Gastronomy during the Conquest: Up to 25 small portions of stews were served to the Mexica ruler Moctezuma II during the meal


Up to 25 small portions of stews were served to the Mexica ruler Moctezuma II during the meal, including duck and edible herbs from the Basin of Mexico. Each of the dishes served to the tlatoani was placed on a clay tray with charcoal to keep them warm, as narrated in the Letters of Relation and in the True History of the Conquest of New Spain, written by Hernán Cortés and Bernal Díaz del Castillo, respectively.

Gastronomy is a valuable source of analysis as a cultural element of a society at a given time, to know the foods available, the quantity and way of producing them, the different ways of preparing them, the tools used to make the dishes, as well as the context in which they were served (common or ritual food). 

For example, during the Conquest in Mexico, the Mesoamerican diet consisted of tortillas, tamales, chili, mushrooms, edible herbs (such as quelites and spirulina), meats such as turkey, duck, and fish, and fruits such as mamey, pineapple, and soursop.

Typical Spanish foods brought to the New World were wheat, lard, and meats derived from cows, goats, sheep, and pigs.

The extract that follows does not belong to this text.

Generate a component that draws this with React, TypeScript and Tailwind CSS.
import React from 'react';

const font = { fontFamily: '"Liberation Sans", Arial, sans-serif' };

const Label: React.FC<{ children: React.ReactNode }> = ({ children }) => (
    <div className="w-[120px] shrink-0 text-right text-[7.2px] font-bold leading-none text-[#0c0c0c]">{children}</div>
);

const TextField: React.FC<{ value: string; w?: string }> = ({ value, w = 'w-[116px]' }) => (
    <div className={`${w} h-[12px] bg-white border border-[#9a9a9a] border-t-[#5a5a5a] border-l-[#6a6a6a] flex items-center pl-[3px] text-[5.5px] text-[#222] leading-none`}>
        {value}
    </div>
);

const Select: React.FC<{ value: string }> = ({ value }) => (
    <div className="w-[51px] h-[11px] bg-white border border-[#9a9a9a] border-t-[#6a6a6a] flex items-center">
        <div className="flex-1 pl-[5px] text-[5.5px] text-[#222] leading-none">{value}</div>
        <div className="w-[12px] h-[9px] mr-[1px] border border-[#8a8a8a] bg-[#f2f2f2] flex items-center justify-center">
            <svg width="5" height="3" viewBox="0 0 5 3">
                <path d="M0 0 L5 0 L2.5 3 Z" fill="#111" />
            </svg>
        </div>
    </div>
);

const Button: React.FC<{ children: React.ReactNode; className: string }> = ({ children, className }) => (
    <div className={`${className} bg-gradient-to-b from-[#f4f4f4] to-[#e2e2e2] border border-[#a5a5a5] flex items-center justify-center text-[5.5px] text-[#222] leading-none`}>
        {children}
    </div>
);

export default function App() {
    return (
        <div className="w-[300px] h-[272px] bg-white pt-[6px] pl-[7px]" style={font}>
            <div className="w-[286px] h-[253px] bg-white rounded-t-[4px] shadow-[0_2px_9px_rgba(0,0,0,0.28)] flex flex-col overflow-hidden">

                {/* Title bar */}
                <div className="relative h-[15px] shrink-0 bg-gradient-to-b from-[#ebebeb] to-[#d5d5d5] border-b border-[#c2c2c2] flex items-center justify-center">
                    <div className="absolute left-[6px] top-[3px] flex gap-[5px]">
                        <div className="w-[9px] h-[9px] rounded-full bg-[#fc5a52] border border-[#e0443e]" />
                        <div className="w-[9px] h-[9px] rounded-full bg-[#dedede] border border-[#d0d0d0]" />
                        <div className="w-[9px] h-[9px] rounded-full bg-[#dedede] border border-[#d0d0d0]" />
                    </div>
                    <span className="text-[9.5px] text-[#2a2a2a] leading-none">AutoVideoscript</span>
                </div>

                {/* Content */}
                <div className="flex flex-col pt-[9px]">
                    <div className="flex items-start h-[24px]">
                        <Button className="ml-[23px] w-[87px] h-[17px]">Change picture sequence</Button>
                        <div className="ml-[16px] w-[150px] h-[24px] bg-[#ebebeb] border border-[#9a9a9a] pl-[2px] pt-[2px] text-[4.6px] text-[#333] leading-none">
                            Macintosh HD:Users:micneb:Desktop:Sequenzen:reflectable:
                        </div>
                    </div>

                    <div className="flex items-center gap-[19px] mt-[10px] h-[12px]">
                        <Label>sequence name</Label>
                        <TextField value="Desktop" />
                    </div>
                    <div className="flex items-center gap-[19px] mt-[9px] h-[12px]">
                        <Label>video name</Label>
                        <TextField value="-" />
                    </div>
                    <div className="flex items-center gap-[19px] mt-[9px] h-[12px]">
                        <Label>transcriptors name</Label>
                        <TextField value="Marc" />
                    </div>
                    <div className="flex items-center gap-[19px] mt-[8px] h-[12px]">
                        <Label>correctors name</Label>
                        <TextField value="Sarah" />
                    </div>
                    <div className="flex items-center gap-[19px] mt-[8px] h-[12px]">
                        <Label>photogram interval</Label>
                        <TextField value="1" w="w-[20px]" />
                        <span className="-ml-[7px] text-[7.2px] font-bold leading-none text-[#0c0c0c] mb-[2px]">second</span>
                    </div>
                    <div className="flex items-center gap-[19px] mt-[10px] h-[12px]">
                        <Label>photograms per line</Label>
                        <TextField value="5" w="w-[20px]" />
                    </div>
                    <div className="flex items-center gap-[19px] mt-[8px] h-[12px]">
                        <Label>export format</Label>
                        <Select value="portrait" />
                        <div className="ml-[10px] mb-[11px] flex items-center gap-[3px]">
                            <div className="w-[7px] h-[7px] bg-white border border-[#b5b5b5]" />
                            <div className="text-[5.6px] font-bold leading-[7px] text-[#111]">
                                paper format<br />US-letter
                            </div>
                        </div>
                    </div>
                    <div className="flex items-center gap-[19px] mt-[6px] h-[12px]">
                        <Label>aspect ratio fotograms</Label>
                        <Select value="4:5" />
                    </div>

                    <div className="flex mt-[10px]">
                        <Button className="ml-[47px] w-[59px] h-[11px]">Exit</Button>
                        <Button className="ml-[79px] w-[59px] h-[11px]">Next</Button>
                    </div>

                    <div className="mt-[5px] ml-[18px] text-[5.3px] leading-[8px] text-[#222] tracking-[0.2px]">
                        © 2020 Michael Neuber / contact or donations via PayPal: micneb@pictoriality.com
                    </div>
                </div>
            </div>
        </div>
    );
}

When both diets were mixed, preparations such as tostadas and totopos were created from fried tortillas, as well as tamales, which were originally made without fat, and when the Spaniards arrived, lard was added, which gave them a different flavor and texture, as well as the possibility of being reheated several times without losing their initial consistency.

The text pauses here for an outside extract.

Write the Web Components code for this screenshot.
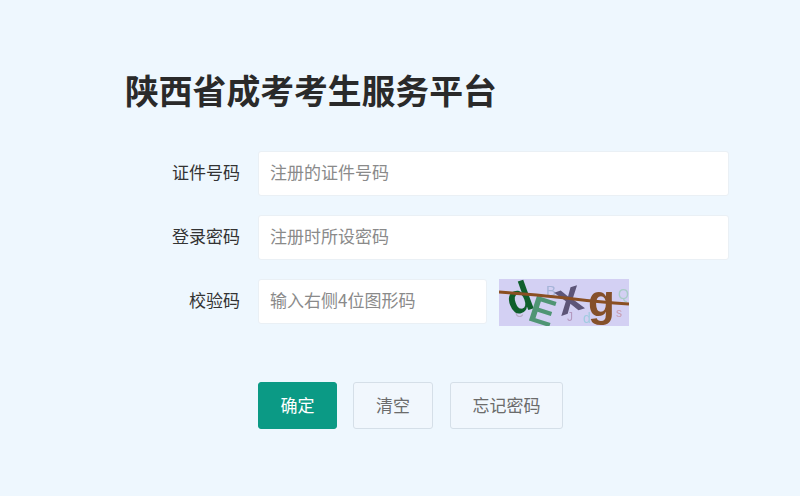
<!DOCTYPE html>
<html lang="zh">
<head>
<meta charset="utf-8">
<title>陕西省成考考生服务平台</title>
<style>
  html, body { margin: 0; height: 100%; overflow: hidden; background: #eef7fe; }
  body { font-family: "Noto Sans CJK SC", "Liberation Sans", sans-serif; }
</style>
</head>
<body>
<login-page>
  <form-row label="证件号码"><text-box placeholder="注册的证件号码"></text-box></form-row>
  <form-row label="登录密码"><text-box placeholder="注册时所设密码"></text-box></form-row>
  <form-row label="校验码">
    <text-box placeholder="输入右侧4位图形码" style="flex:0 0 229px"></text-box>
    <captcha-image></captcha-image>
  </form-row>
  <action-button slot="actions" kind="primary" style="width:79px">确定</action-button>
  <action-button slot="actions" style="width:80px">清空</action-button>
  <action-button slot="actions" style="width:113px;margin-left:1px">忘记密码</action-button>
</login-page>

<script>
class LoginPage extends HTMLElement {
  connectedCallback() {
    this.attachShadow({ mode: 'open' });
    this.shadowRoot.innerHTML = `
      <style>
        :host { display: block; padding: 64px 71px 0 125px; color: #2b2b2b; }
        h1 { margin: 0 0 35px; font-size: 33.8px; line-height: 52px; font-weight: 700; color: #2a2a2a; }
        .rows { display: flex; flex-direction: column; gap: 19px; }
        .actions { display: flex; gap: 16px; margin: 56px 0 0 133px; }
      </style>
      <h1>陕西省成考考生服务平台</h1>
      <div class="rows"><slot></slot></div>
      <div class="actions"><slot name="actions"></slot></div>
    `;
  }
}

class FormRow extends HTMLElement {
  connectedCallback() {
    this.attachShadow({ mode: 'open' });
    this.shadowRoot.innerHTML = `
      <style>
        :host { display: flex; align-items: flex-start; }
        label { flex: 0 0 133px; padding-right: 18px; box-sizing: border-box; text-align: right; font-size: 17px; line-height: 42px; color: #333; }
        .field { flex: 1; display: flex; gap: 12px; min-width: 0; }
      </style>
      <label>${this.getAttribute('label')}</label>
      <div class="field"><slot></slot></div>
    `;
  }
}

class TextBox extends HTMLElement {
  connectedCallback() {
    this.attachShadow({ mode: 'open' });
    this.shadowRoot.innerHTML = `
      <style>
        :host { display: block; flex: 1; min-width: 0; }
        input {
          display: block; width: 100%; height: 45px; box-sizing: border-box;
          padding: 0 11px 5px; border: 1px solid #eaf0f5; border-radius: 3px;
          background: #fff; outline: none; font: 17px "Noto Sans CJK SC", "Liberation Sans", sans-serif; color: #333;
        }
        input::placeholder { color: #8a8a8a; opacity: 1; }
      </style>
      <input type="text" placeholder="${this.getAttribute('placeholder')}">
    `;
  }
}

class CaptchaImage extends HTMLElement {
  connectedCallback() {
    this.attachShadow({ mode: 'open' });
    this.shadowRoot.innerHTML = `
      <style>
        :host { display: block; flex: 0 0 130px; height: 47px; overflow: hidden; }
        svg { display: block; filter: blur(.6px); }
        text { font-family: "Liberation Sans", sans-serif; }
      </style>
      <svg width="130" height="47" viewBox="0 0 130 47">
        <rect width="130" height="47" fill="#d3d0f3"/>
        <text x="47" y="17" font-size="15" fill="#a6b4d8">B</text>
        <text x="119" y="20" font-size="14" fill="#a9ccc8">Q</text>
        <text x="84" y="44" font-size="14" fill="#a2cbe0">d</text>
        <text x="16" y="38" font-size="12" fill="#b7a9c4">C</text>
        <text x="68" y="42" font-size="12" fill="#b49ac0">J</text>
        <text x="117" y="38" font-size="12" fill="#c79aae">s</text>
        <text x="57" y="33" font-size="46" font-weight="700" fill="#5d5578" transform="rotate(-18 72 19)">x</text>
        <text x="8" y="33" font-size="42" font-weight="700" fill="#0f5f2c" transform="rotate(-20 22 20)">d</text>
        <text x="31" y="46" font-size="38" font-weight="700" fill="#4f9574" transform="rotate(18 46 32)">E</text>
        <path d="M0 13 Q50 17 75 20 T130 25" fill="none" stroke="#8a4f22" stroke-width="3"/>
        <text x="89" y="37" font-size="44" font-weight="700" fill="#85502a">g</text>
      </svg>
    `;
  }
}

class ActionButton extends HTMLElement {
  connectedCallback() {
    this.attachShadow({ mode: 'open' });
    const primary = this.getAttribute('kind') === 'primary';
    this.shadowRoot.innerHTML = `
      <style>
        :host { display: block; }
        button {
          display: block; width: 100%; height: 47px; padding: 0 0 3px; box-sizing: border-box;
          border: 1px solid ${primary ? '#0b9a85' : '#d5dfe8'}; border-radius: 3px;
          background: ${primary ? '#0b9a85' : '#f1f7fd'}; color: ${primary ? '#fff' : '#6b6b6b'};
          font: 17px "Noto Sans CJK SC", "Liberation Sans", sans-serif;
        }
      </style>
      <button type="button"><slot></slot></button>
    `;
  }
}

customElements.define('login-page', LoginPage);
customElements.define('form-row', FormRow);
customElements.define('text-box', TextBox);
customElements.define('captcha-image', CaptchaImage);
customElements.define('action-button', ActionButton);
</script>
</body>
</html>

The set of foods used and available during the 16th century was referred to in the different chronicles of the time. In the Canvas of Tlaxcala there are images showing how Tlaxcalan caciques fed the Spanish army after running out of food during their journey from Veracruz to Tenochtitlan; among the products mentioned are guajolotes, roasted corn, tortillas, and beans.

In turn, in Letters of Relation, which Hernán Cortés wrote to King Carlos I of Spain, as well as in the text by Bernal Díaz del Castillo, the moment in which the conquistadors got to know the Tlatelolco market, a space full of varied products as a consequence of the tributary network to the city of Tenochtitlan, is recounted.

The Spaniards narrate that it was a specialized market, that is to say, the products were sold in certain sections: sale of earthenware, fruits, vegetables, meats, and food, the latter referring to the 'bread of the earth' (as tortillas and tamales were called) with stews inside, what would be today's tacos and quesadillas.

The Spaniards listed some of the products that were sold in Tlatelolco, such as quelites (which they call borage because of its similarity to edible herbs from Castile), capulines (which they call cherries of the earth), spirulina (which they refer to as cheese with algae from the lagoon) and tunas (which they say are fruits of the rainy season that they call tuna).

Meanwhile, Book XII of the Florentine Codex describes the Spanish conquest: Moctezuma's omens, the arrival of the peninsulars to the coasts of Veracruz; their dealings with Totonac indigenous groups and later with the Tlaxcalans who allied themselves with the conquering cause; the arrival at Tenochtitlan and their subsequent attack.

Within these narrations, there are several gastronomic references, among them anthropophagy, when the Totonacos (in Veracruz) offered to eat sacrificed individuals to the conquerors, as they thought they were divine beings and according to their beliefs the gods fed on the blood and energy of mankind; the indigenous group realized that they were men, as the Spaniards were shocked and horrified by the immolations.

Regarding Mesoamerican beverages, historical sources mention cacao or chocolate as the most important, prepared with water and corn dough; it was spiced with guajillo chili and perfumed with flowers such as vanilla, yoloxochitln, tonalxochitl, and eloxochitl. Simultaneously, fresh fruit or herb water, seasoned with chia, was the most common liquid.

For the Spaniards, their drink par excellence was wine made from trodden grapes, a fruit highly receptive to the smells of the environment. In this regard, aromas derived from one hundred percent Mesoamerican foods (such as cocoa, dried chiles, and vanilla) became the characteristics that red wine must have to obtain the bouquet of greatness, the highest quality distinction that can be given to them.

In 1524, Hernán Cortés -because he located endemic grapes- stipulated the ordinance that all Spaniards should plant grapevines. By 1531 there were already very productive vineyards, among them those of the conquistador himself in the valleys of Cuernavaca, which in a short time could supply the whole of New Spain, which would decimate the need to buy European wine. 

Faced with this, the Spanish Crown limited Cortés' production, with a series of land problems, and razed the remaining vineyards. However, the need for wines by the religious orders, caused some to cultivate vines in the orchards of the convents.

Nowadays, an excellent wine must have the distinctive bouquet of greatness, which it achieves, in the case of white wine, when it smells of pineapple, soursop, vanilla, butterfly flowers, fresh chile, or white sapote; for red wine, the aromas must be vanilla, cocoa or dried chiles; thus demonstrating how Mesoamerican essences reached a European product and transcended in it.